Shakespeare uses iambic pentameter in “Shall I Compare Thee to a Summer’s Day?” Read his sonnet, which appears below. As you read, try to determine the pattern of stressed and unstressed syllables. Reading out loud slowly, pausing briefly at the end of each line, will help you hear the galloping or beating rhythm.

Shall I Compare Thee to a Summer’s Day? (Sonnet 18)

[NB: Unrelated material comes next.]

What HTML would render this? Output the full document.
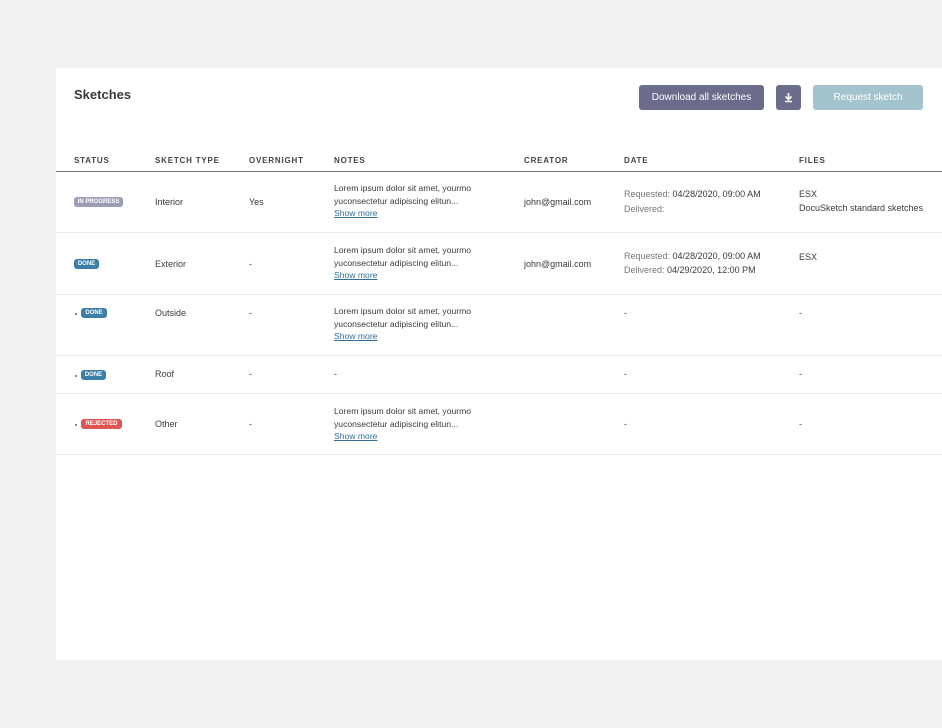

A photograph of sunflowers in full bloom

Source: Summer Day, wuji9981, Flickr

Shall I compare thee to a summer’s day?
Thou art more lovely and more temperate:
Rough winds do shake the darling buds of May,
And summer’s lease hath all too short a date;
Sometime too hot the eye of heaven shines,
And often is his gold complexion dimm’d;
And every fair from fair sometime declines,
By chance or nature’s changing course untrimm’d;
But thy eternal summer shall not fade,
Nor lose possession of that fair thou ow’st;
Nor shall death brag thou wander’st in his shade,
When in eternal lines to Time thou grow’st:
So long as men can breathe, or eyes can see,
So long lives this, and this gives life to thee.

Scansion is the analysis of lines of verse to show their meter. The first line of Sonnet 18 below has been scanned. The stressed syllables are marked with this symbol: ´; the unstressed are marked with this symbol: ˘. The / symbol is used to show individual feet, where one iamb ends and another begins.

˘ ´ ˘ ´ ˘ ´  ˘ ´ ˘ ´
Shall I / com pare / thee to / a sum / mer’s day?

Now, it’s your turn to mark the stressed and unstressed syllables in the second line of the sonnet. Drag the stressed symbols to the five syllables that are stressed and the unstressed symbols to the five syllables that are not stressed. The line has already been divided into feet for you.

icon for interactive exercise

A poem’s form is determined by the number and length of its lines, the number of its stanzas, the rhyme scheme, and its meter. "Shall I Compare Thee to a Summer’s Day?" takes the form of an English, or Shakespearean, sonnet. An English sonnet has 14 lines, and each line consists of ten syllables. The syllables follow a pattern of unstressed, stressed, unstressed, stressed five times. Therefore, you know that an English sonnet is written in iambic pentameter.

The term blank verse refers to unrhymed lines of iambic pentameter. This is the verse found in Shakespeare’s plays. Read the lines below from Romeo and Juliet.

What’s in a name? That which we call a rose
By any other name would smell as sweet.

Juliet speaks these words in act 2. Each line consists of five feet (ten syllables), but the lines do not rhyme.

The term free verse describes poetry without a fixed pattern of meter or rhyme. It is distinguished from prose by the poet’s deliberate division of the lines. Read the lines below aloud.

Speaking indifferently to him,
who had driven out the cold
and polished my good shoes as well.
What did I know, what did I know
of love’s austere and lonely offices?

This last stanza from Robert Hayden’s “Those Winter Sundays” does not contain a regular arrangement of stressed and unstressed syllables, nor does it rhyme.